Emily Dickinson’s poem begins: “tell all the truth but tell it slant.” Charlie Parker’s wisdom applies to writers and visual artists as well as it does to musicians” “If you don’t live it, it won’t come out your horn.” Tell you own stories, or make the stories you tell your own. Because I spent the better part of my 25 years in social work in Child Protection Services and Adoption, I have many stories that are informed by that experience. Many others are drawn from my life or the lives of people around me.
- What is your favourite part of teaching creative writing classes?
I love teaching introductory classes and mentoring new writers because they are bubbling over with enthusiasm and ideas and are willing to accept criticism of their work — mostly– so long as it’s couched in the positive.

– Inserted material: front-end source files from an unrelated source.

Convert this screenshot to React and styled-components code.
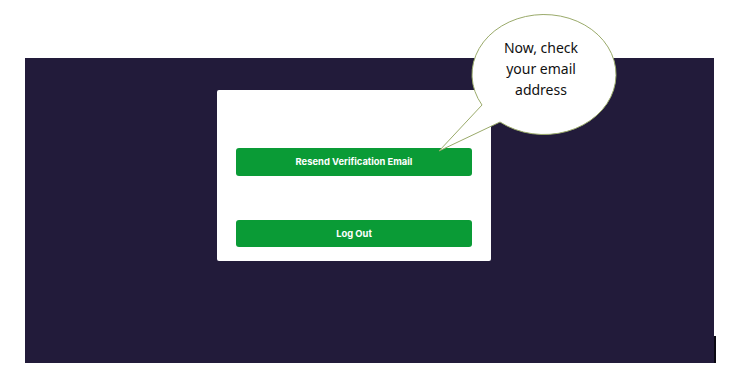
import styled, { createGlobalStyle } from "styled-components";

const GlobalStyle = createGlobalStyle`
  html, body {
    margin: 0;
    padding: 0;
    background: #ffffff;
  }
`;

export default function App() {
  return (
    <>
      <GlobalStyle />
      <Page>
        <Panel>
          <Card>
            <ActionButton type="button">Resend Verification Email</ActionButton>
            <ActionButton type="button">Log Out</ActionButton>
          </Card>
        </Panel>
        <Callout>
          <svg width="190" height="160" viewBox="0 0 190 160">
            {/* bubble outline with tail, origin at (430, 8) */}
            <path
              d="M52 97
                 A72 60 0 1 1 70 114
                 L9 143
                 Z"
              fill="#ffffff"
              stroke="#9aaa6a"
              strokeWidth="1"
            />
          </svg>
          <CalloutText>
            Now, check
            <br />
            your email
            <br />
            address
          </CalloutText>
        </Callout>
      </Page>
    </>
  );
}

const Page = styled.div`
  position: relative;
  width: 732px;
  height: 379px;
  padding: 58px 0 0 25px;
  box-sizing: border-box;
`;

const Panel = styled.div`
  position: relative;
  width: 689px;
  height: 305px;
  background: #221b3a;
  padding: 32px 0 0 192px;
  box-sizing: border-box;

  &::after {
    content: "";
    position: absolute;
    right: -2px;
    bottom: 0;
    width: 2px;
    height: 27px;
    background: #0a0812;
  }
`;

const Card = styled.div`
  width: 274px;
  height: 171px;
  background: #ffffff;
  border-radius: 2px;
  padding: 58px 19px 14px;
  box-sizing: border-box;
  display: flex;
  flex-direction: column;
  gap: 44px;
`;

const ActionButton = styled.button`
  height: 28px;
  width: 100%;
  border: none;
  border-radius: 3px;
  background: #0a9b36;
  color: #ffffff;
  font-family: Inter, "Noto Sans", sans-serif;
  font-weight: 700;
  font-size: 9.4px;
  padding: 0;
  cursor: pointer;
`;

const Callout = styled.div`
  position: absolute;
  left: 430px;
  top: 8px;
  width: 190px;
  height: 160px;

  svg {
    position: absolute;
    left: 0;
    top: 0;
  }
`;

const CalloutText = styled.div`
  position: absolute;
  left: 51px;
  top: 29px;
  width: 120px;
  text-align: center;
  font-family: "Noto Sans", "Open Sans", sans-serif;
  font-size: 14px;
  line-height: 21px;
  color: #111111;
`;
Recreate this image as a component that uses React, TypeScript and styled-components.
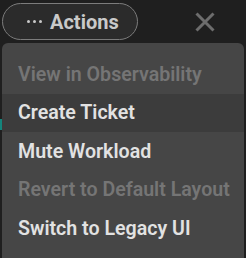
import React from "react";
import styled, { createGlobalStyle } from "styled-components";

const Global = createGlobalStyle`
  html, body { margin: 0; padding: 0; background: #1f1f1f; overflow: hidden; }
  body { font-family: Roboto, "Liberation Sans", sans-serif; }
`;

const Page = styled.div`
  position: relative;
  width: 246px;
  height: 258px;
  background: #1f1f1f;
  padding: 3px 2px 0 2px;
  box-sizing: border-box;
  display: flex;
  flex-direction: column;
  gap: 3px;
`;

const Edge = styled.div`
  position: absolute;
  left: 0;
  top: 119px;
  width: 2px;
  height: 11px;
  background: #14857c;
`;

const TopBar = styled.div`
  display: flex;
  align-items: center;
  height: 37px;
`;

const ActionsButton = styled.button`
  display: flex;
  align-items: center;
  gap: 8px;
  height: 37px;
  width: 136px;
  box-sizing: border-box;
  padding: 0 0 0 24px;
  border: 1px solid #7c7c7c;
  border-radius: 19px;
  background: #2b2b2b;
  color: #c9c9c9;
  font-family: Roboto, "Liberation Sans", sans-serif;
  font-size: 20px;
  font-weight: 700;
`;

const Dots = styled.span`
  display: flex;
  gap: 3px;
  span {
    width: 3px;
    height: 3px;
    border-radius: 50%;
    background: #c9c9c9;
  }
`;

const Close = styled.button`
  margin-left: 55px;
  width: 24px;
  height: 24px;
  padding: 0;
  border: none;
  background: transparent;
  display: flex;
  align-items: center;
  justify-content: center;
`;

const Menu = styled.div`
  flex: 1;
  background: #464646;
  border-radius: 6px 6px 0 0;
  padding: 12px 0;
  display: flex;
  flex-direction: column;
`;

const Item = styled.div<{ $disabled?: boolean; $hover?: boolean }>`
  height: 38.5px;
  flex: none;
  display: flex;
  align-items: center;
  padding-left: 16px;
  font-size: 19.6px;
  font-weight: 600;
  color: ${(p) => (p.$disabled ? "#757575" : "#e2e2e2")};
  background: ${(p) => (p.$hover ? "#3c3c3c" : "transparent")};
`;

export default function App() {
  return (
    <>
      <Global />
      <Page>
        <Edge />
        <TopBar>
          <ActionsButton>
            <Dots>
              <span />
              <span />
              <span />
            </Dots>
            Actions
          </ActionsButton>
          <Close aria-label="close">
            <svg width="22" height="22" viewBox="0 0 22 22">
              <path d="M2.5 2.5 L19.5 19.5 M19.5 2.5 L2.5 19.5" stroke="#6d6d6d" strokeWidth="3" strokeLinecap="butt" />
            </svg>
          </Close>
        </TopBar>
        <Menu>
          <Item $disabled>View in Observability</Item>
          <Item $hover>Create Ticket</Item>
          <Item>Mute Workload</Item>
          <Item $disabled>Revert to Default Layout</Item>
          <Item>Switch to Legacy UI</Item>
        </Menu>
      </Page>
    </>
  );
}
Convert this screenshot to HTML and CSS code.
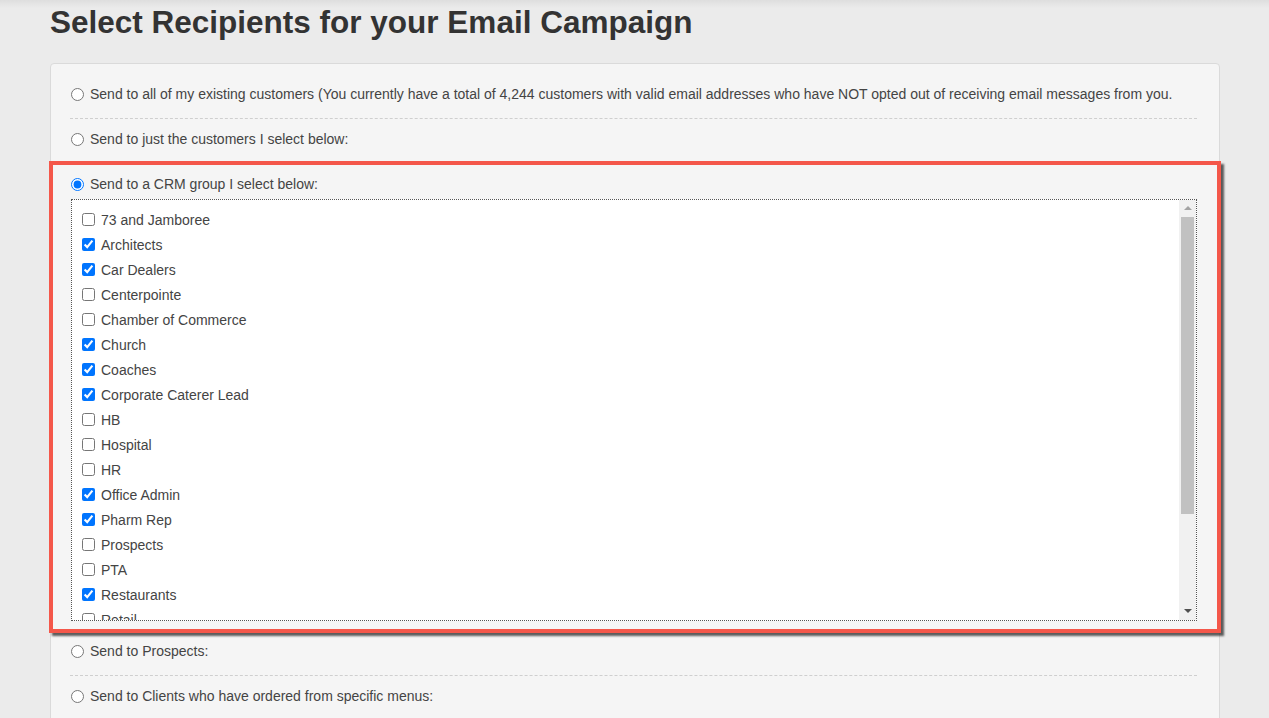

I also love working with writers who have been slaving away at a novel or story and wanting someone to tell them if it’s finished, if it works, where if anywhere it sags.
Betty Jane’s advice for aspiring writers is truly inspiring. Her use of the Epictutus quote, “If you wish to be a writer, WRITE.” is simple, yet deeply profound. She’s right when she says that too often it is difficult to turn off our own “inner critic”; for any aspiring writers struggling to put pen to paper due to their own paralyzing perfectionism, Betty Jane’s advice is exactly what they need to break out of the rut. This interview has tremendously inspired me to begin writing stories again. Thank you, Betty Jane.